There has been some excellent advice about learning
to sail here.
If you persue multihull
sailing be prepared to hear a lot of crap from uninformed monohullers. Change instructors. Talk to Mike Leneman at
Multi Marine :: The Art and Science of Sailing
Ask him what he thinks of the advice you got at school
The Daggerboard issue elicits a lot of arguement, most people defend what they have. My understanding is that generally speaking daggerboards will allow you to point higher than a centerboard
(pivoting) or a fixed keel
. You can retract it partially to tune to conditions reducing wetted area (drag) and retract it fully to sail downwind with the least drag. If the daggerboard is designed so it will be flush with the hull
when retracted it will not drag an open slot through the water
(more drag) like a centerboard
. The downsides are that it is more expensive to build, it takes more gear
to operate it, you have to remember to operate it, if you ground your boat on the daggerboard you can either break it or break the trunk that it resides in, and unless it is built really well it will rattle in its trunk, a board perpendicular to the waterline (fore and aft) is probably the most effecient at leeway control and catching kelp.

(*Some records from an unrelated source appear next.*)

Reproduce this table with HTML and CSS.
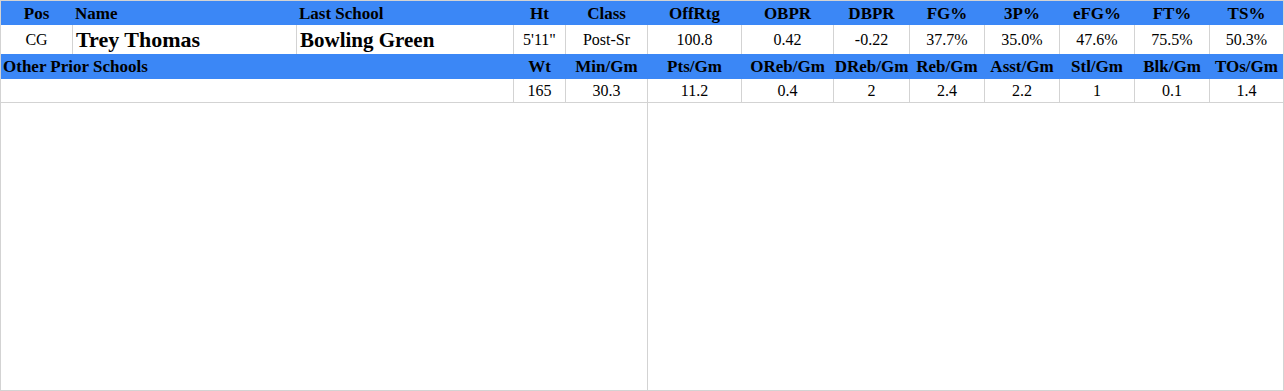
FILE: index.html
```html
<!DOCTYPE html>
<html>
<head>
<meta charset="utf-8">
<link rel="stylesheet" href="styles.css">
</head>
<body>
<div class="sheet">
  <div class="row hdr r1">
    <div class="c">Pos</div>
    <div class="c left">Name</div>
    <div class="c left">Last School</div>
    <div class="c">Ht</div>
    <div class="c">Class</div>
    <div class="c">OffRtg</div>
    <div class="c">OBPR</div>
    <div class="c">DBPR</div>
    <div class="c">FG%</div>
    <div class="c">3P%</div>
    <div class="c">eFG%</div>
    <div class="c">FT%</div>
    <div class="c">TS%</div>
  </div>
  <div class="row data r2">
    <div class="c">CG</div>
    <div class="c left name">Trey Thomas</div>
    <div class="c left school">Bowling Green</div>
    <div class="c">5'11"</div>
    <div class="c">Post-Sr</div>
    <div class="c">100.8</div>
    <div class="c">0.42</div>
    <div class="c">-0.22</div>
    <div class="c">37.7%</div>
    <div class="c">35.0%</div>
    <div class="c">47.6%</div>
    <div class="c">75.5%</div>
    <div class="c">50.3%</div>
  </div>
  <div class="row hdr r3">
    <div class="c left span3 other">Other Prior Schools</div>
    <div class="c">Wt</div>
    <div class="c">Min/Gm</div>
    <div class="c">Pts/Gm</div>
    <div class="c">OReb/Gm</div>
    <div class="c">DReb/Gm</div>
    <div class="c">Reb/Gm</div>
    <div class="c">Asst/Gm</div>
    <div class="c">Stl/Gm</div>
    <div class="c">Blk/Gm</div>
    <div class="c">TOs/Gm</div>
  </div>
  <div class="row data r4">
    <div class="c span3"></div>
    <div class="c">165</div>
    <div class="c">30.3</div>
    <div class="c">11.2</div>
    <div class="c">0.4</div>
    <div class="c">2</div>
    <div class="c">2.4</div>
    <div class="c">2.2</div>
    <div class="c">1</div>
    <div class="c">0.1</div>
    <div class="c">1.4</div>
  </div>
  <div class="panels">
    <div class="panel first"></div>
    <div class="panel"></div>
  </div>
</div>
</body>
</html>
```

FILE: styles.css
```css
html, body {
  margin: 0;
  padding: 0;
  background: #ffffff;
}

body {
  font-family: "Liberation Serif", "Times New Roman", serif;
  color: #000;
}

.sheet {
  width: 1284px;
  height: 391px;
  box-sizing: border-box;
  border: 1px solid #d3d3d3;
  display: flex;
  flex-direction: column;
}

.row {
  display: grid;
  grid-template-columns: 71px 224px 217px 52px 82px 94px 92px 76px 75px 75px 75px 75px 74px;
}

.c {
  box-sizing: border-box;
  display: flex;
  align-items: center;
  justify-content: center;
  white-space: nowrap;
  overflow: visible;
  padding-top: 1px;
}

.c + .c {
  border-left: 1px solid #d3d3d3;
}

.left {
  justify-content: flex-start;
  padding-left: 2px;
}

.span3 {
  grid-column: span 3;
}

.hdr {
  background: #3b87f6;
  font-weight: bold;
  font-size: 17px;
}

.hdr .c + .c {
  border-left-color: transparent;
}

.r1 { height: 24px; }
.r2 { height: 29px; }
.r3 { height: 25px; }
.r4 {
  height: 23px;
  border-bottom: 1px solid #d3d3d3;
}

.data {
  font-size: 16px;
}

.other {
  padding-left: 2px;
}

.name {
  font-size: 22px;
  font-weight: bold;
  padding-left: 3px;
}

.school {
  font-size: 21px;
  font-weight: bold;
  padding-left: 3px;
}

.panels {
  flex: 1;
  display: flex;
}

.panel {
  flex: 1;
}

.panel.first {
  flex: 0 0 646px;
  border-right: 1px solid #d3d3d3;
}
```
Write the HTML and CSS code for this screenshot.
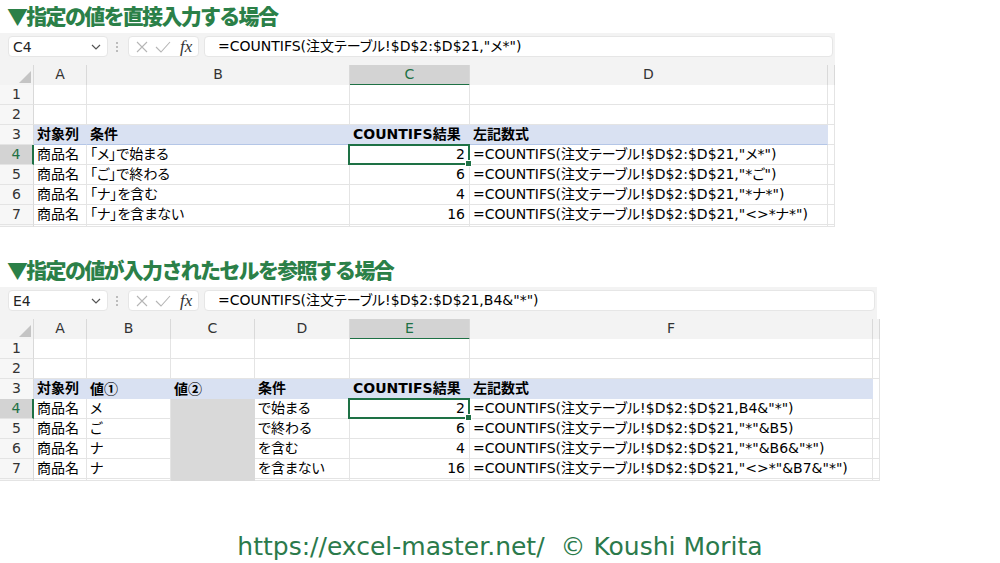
FILE: index.html
```html
<!DOCTYPE html>
<html lang="ja">
<head>
<meta charset="utf-8">
<title>COUNTIFS</title>
<link rel="stylesheet" href="styles.css">
</head>
<body>
<section class="block">
  <h2 class="title">▼指定の値を直接入力する場合</h2>
  <div class="sheet sheet1">
    <div class="fbar">
      <div class="namebox"><span>C4</span><svg class="chev" width="10" height="6" viewBox="0 0 10 6"><polyline points="1,1 5,5 9,1" fill="none" stroke="#555" stroke-width="1.2"/></svg></div>
      <svg class="dots" width="4" height="12" viewBox="0 0 4 12"><circle cx="2" cy="2" r="1" fill="#aaa"/><circle cx="2" cy="6" r="1" fill="#aaa"/><circle cx="2" cy="10" r="1" fill="#aaa"/></svg>
      <div class="btns">
        <svg width="14" height="14" viewBox="0 0 14 14"><path d="M2 2 L12 12 M12 2 L2 12" stroke="#b5b5b5" stroke-width="1.1"/></svg>
        <svg width="16" height="14" viewBox="0 0 16 14"><polyline points="1,7 6,12 15,2" fill="none" stroke="#b5b5b5" stroke-width="1.1"/></svg>
        <span class="fx">fx</span>
      </div>
      <div class="formula">=COUNTIFS(注文テーブル!$D$2:$D$21,"メ*")</div>
    </div>
    <div class="grid">
      <div class="row hdr">
        <div class="c corner"><svg width="12" height="12" viewBox="0 0 12 12"><polygon points="12,0 12,12 0,12" fill="#c4c4c4"/></svg></div>
        <div class="c">A</div><div class="c">B</div><div class="c selc">C</div><div class="c">D</div><div class="c"></div>
      </div>
      <div class="row"><div class="c rh">1</div><div class="c"></div><div class="c"></div><div class="c"></div><div class="c"></div><div class="c"></div></div>
      <div class="row"><div class="c rh">2</div><div class="c"></div><div class="c"></div><div class="c"></div><div class="c"></div><div class="c"></div></div>
      <div class="row"><div class="c rh">3</div><div class="c band">対象列</div><div class="c band">条件</div><div class="c band">COUNTIFS結果</div><div class="c band">左記数式</div><div class="c"></div></div>
      <div class="row"><div class="c rh selr">4</div><div class="c">商品名</div><div class="c">「メ」で始まる</div><div class="c num act">2</div><div class="c">=COUNTIFS(注文テーブル!$D$2:$D$21,"メ*")</div><div class="c"></div></div>
      <div class="row"><div class="c rh">5</div><div class="c">商品名</div><div class="c">「ご」で終わる</div><div class="c num">6</div><div class="c">=COUNTIFS(注文テーブル!$D$2:$D$21,"*ご")</div><div class="c"></div></div>
      <div class="row"><div class="c rh">6</div><div class="c">商品名</div><div class="c">「ナ」を含む</div><div class="c num">4</div><div class="c">=COUNTIFS(注文テーブル!$D$2:$D$21,"*ナ*")</div><div class="c"></div></div>
      <div class="row"><div class="c rh">7</div><div class="c">商品名</div><div class="c">「ナ」を含まない</div><div class="c num">16</div><div class="c">=COUNTIFS(注文テーブル!$D$2:$D$21,"&lt;&gt;*ナ*")</div><div class="c"></div></div>
      <div class="row part"><div class="c rh"></div><div class="c"></div><div class="c"></div><div class="c"></div><div class="c"></div><div class="c"></div></div>
    </div>
  </div>
</section>

<section class="block block2">
  <h2 class="title">▼指定の値が入力されたセルを参照する場合</h2>
  <div class="sheet sheet2">
    <div class="fbar">
      <div class="namebox"><span>E4</span><svg class="chev" width="10" height="6" viewBox="0 0 10 6"><polyline points="1,1 5,5 9,1" fill="none" stroke="#555" stroke-width="1.2"/></svg></div>
      <svg class="dots" width="4" height="12" viewBox="0 0 4 12"><circle cx="2" cy="2" r="1" fill="#aaa"/><circle cx="2" cy="6" r="1" fill="#aaa"/><circle cx="2" cy="10" r="1" fill="#aaa"/></svg>
      <div class="btns">
        <svg width="14" height="14" viewBox="0 0 14 14"><path d="M2 2 L12 12 M12 2 L2 12" stroke="#b5b5b5" stroke-width="1.1"/></svg>
        <svg width="16" height="14" viewBox="0 0 16 14"><polyline points="1,7 6,12 15,2" fill="none" stroke="#b5b5b5" stroke-width="1.1"/></svg>
        <span class="fx">fx</span>
      </div>
      <div class="formula">=COUNTIFS(注文テーブル!$D$2:$D$21,B4&amp;"*")</div>
    </div>
    <div class="grid">
      <div class="row hdr">
        <div class="c corner"><svg width="12" height="12" viewBox="0 0 12 12"><polygon points="12,0 12,12 0,12" fill="#c4c4c4"/></svg></div>
        <div class="c">A</div><div class="c">B</div><div class="c">C</div><div class="c">D</div><div class="c selc">E</div><div class="c">F</div><div class="c"></div>
      </div>
      <div class="row"><div class="c rh">1</div><div class="c"></div><div class="c"></div><div class="c"></div><div class="c"></div><div class="c"></div><div class="c"></div><div class="c"></div></div>
      <div class="row"><div class="c rh">2</div><div class="c"></div><div class="c"></div><div class="c"></div><div class="c"></div><div class="c"></div><div class="c"></div><div class="c"></div></div>
      <div class="row"><div class="c rh">3</div><div class="c band">対象列</div><div class="c band">値<span class="cj">①</span></div><div class="c band">値<span class="cj">②</span></div><div class="c band">条件</div><div class="c band">COUNTIFS結果</div><div class="c band">左記数式</div><div class="c"></div></div>
      <div class="row"><div class="c rh selr">4</div><div class="c">商品名</div><div class="c">メ</div><div class="c fill"></div><div class="c">で始まる</div><div class="c num act">2</div><div class="c">=COUNTIFS(注文テーブル!$D$2:$D$21,B4&amp;"*")</div><div class="c"></div></div>
      <div class="row"><div class="c rh">5</div><div class="c">商品名</div><div class="c">ご</div><div class="c fill"></div><div class="c">で終わる</div><div class="c num">6</div><div class="c">=COUNTIFS(注文テーブル!$D$2:$D$21,"*"&amp;B5)</div><div class="c"></div></div>
      <div class="row"><div class="c rh">6</div><div class="c">商品名</div><div class="c">ナ</div><div class="c fill"></div><div class="c">を含む</div><div class="c num">4</div><div class="c">=COUNTIFS(注文テーブル!$D$2:$D$21,"*"&amp;B6&amp;"*")</div><div class="c"></div></div>
      <div class="row"><div class="c rh">7</div><div class="c">商品名</div><div class="c">ナ</div><div class="c fill"></div><div class="c">を含まない</div><div class="c num">16</div><div class="c">=COUNTIFS(注文テーブル!$D$2:$D$21,"&lt;&gt;*"&amp;B7&amp;"*")</div><div class="c"></div></div>
      <div class="row part"><div class="c rh"></div><div class="c"></div><div class="c"></div><div class="c fill"></div><div class="c"></div><div class="c"></div><div class="c"></div><div class="c"></div></div>
    </div>
  </div>
</section>

<footer class="credit">https://excel-master.net/&nbsp; © Koushi Morita</footer>
</body>
</html>
```

FILE: styles.css
```css
* { box-sizing: border-box; }
html, body { margin: 0; padding: 0; }
body {
  width: 1000px;
  height: 563px;
  overflow: hidden;
  background: #fff;
  color: #000;
  font-family: "DejaVu Sans", "Noto Sans CJK JP", sans-serif;
}
.title {
  margin: 0;
  height: 33px;
  padding-left: 7px;
  font-family: "Noto Sans CJK JP", sans-serif;
  font-weight: 900;
  font-size: 21px;
  line-height: 31px;
  letter-spacing: -1.7px;
  color: #2b8048;
}
.block2 { margin-top: 27px; }

.sheet { background: #f3f3f3; }
.sheet1 { width: 835px; }
.sheet2 { width: 877px; }

.fbar {
  display: flex;
  align-items: center;
  height: 32px;
  padding: 3px 2px 8px 8px;
}
.namebox {
  width: 100px;
  height: 21px;
  background: #fff;
  border: 1px solid #e6e6e6;
  border-radius: 4px;
  display: flex;
  align-items: center;
  justify-content: space-between;
  padding: 0 6px 0 4px;
  font-size: 14px;
  color: #222;
}
.dots { margin-left: 7px; }
.btns {
  margin-left: 9px;
  width: 71px;
  height: 21px;
  background: #fff;
  border: 1px solid #e6e6e6;
  border-radius: 4px;
  display: flex;
  align-items: center;
  gap: 6px;
  padding-left: 6px;
}
.fx {
  font-family: "Liberation Serif", serif;
  font-style: italic;
  font-size: 17px;
  color: #333;
  margin-left: 3px;
}
.formula {
  flex: 1;
  margin-left: 5px;
  height: 21px;
  background: #fff;
  border: 1px solid #e6e6e6;
  border-radius: 4px;
  font-size: 14px;
  line-height: 19px;
  padding-left: 13px;
  font-feature-settings: "palt";
  white-space: nowrap;
}

.grid { background: #fff; }
.row { display: grid; height: 20px; }
.sheet1 .row { grid-template-columns: 34px 53px 263px 120px 358px 7px; }
.sheet2 .row { grid-template-columns: 34px 53px 84px 84px 95px 120px 403px 4px; }
.row.part { height: 2px; }

.c {
  position: relative;
  background: #fff;
  border-right: 1px solid #e4e4e4;
  border-bottom: 1px solid #e4e4e4;
  font-size: 14px;
  line-height: 19px;
  padding: 0 3px;
  white-space: nowrap;
  font-feature-settings: "palt";
}
.cj { font-family: "Noto Sans CJK JP", sans-serif; font-weight: 700; }
.hdr .c {
  background: #f3f3f3;
  color: #333;
  text-align: center;
  border-right-color: #d9d9d9;
  border-bottom-color: #d0d0d0;
}
.hdr .corner {
  display: flex;
  align-items: flex-end;
  justify-content: flex-end;
  padding: 0 2px 2px 0;
}
.hdr .selc {
  background: #d3d3d3;
  color: #1e7145;
  border-bottom: 2px solid #1e7145;
}
.rh {
  background: #f7f7f7;
  color: #333;
  text-align: center;
  border-right-color: #d9d9d9;
}
.rh.selr {
  background: #d3d3d3;
  color: #1e7145;
  border-right: 2px solid #1e7145;
}
.band {
  background: #d9e1f2;
  border-right-color: #d9e1f2;
  border-bottom-color: #b4c6e7;
  font-weight: 700;
}
.fill {
  background: #d9d9d9;
  border-right-color: #d9d9d9;
  border-bottom-color: #d9d9d9;
}
.num { text-align: right; padding-right: 4px; }
.act::after {
  content: "";
  position: absolute;
  left: -2px;
  top: -1px;
  right: -1px;
  bottom: -1px;
  border: 2px solid #1e7145;
}
.act::before {
  content: "";
  position: absolute;
  right: -3px;
  bottom: -3px;
  width: 5px;
  height: 5px;
  background: #1e7145;
  border: 1px solid #fff;
  z-index: 2;
}

.credit {
  margin-top: 51px;
  text-align: center;
  font-family: "DejaVu Sans", sans-serif;
  font-size: 25px;
  line-height: 30px;
  color: #2b7a4b;
}
```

I have centerboards in both of my trimarans and would rather have daggerboards.
I would like to add another few bits of advice: before you buy anything, charter
boats, beg rides, take classes
, crew on every boat you can get a ride on, until you have a better idea what you are getting into. Don't assume that the charter
fleets have the best designs for cruising full time. Don't let the moronohullers browbeat you out of multihulls if that is what you decide to do.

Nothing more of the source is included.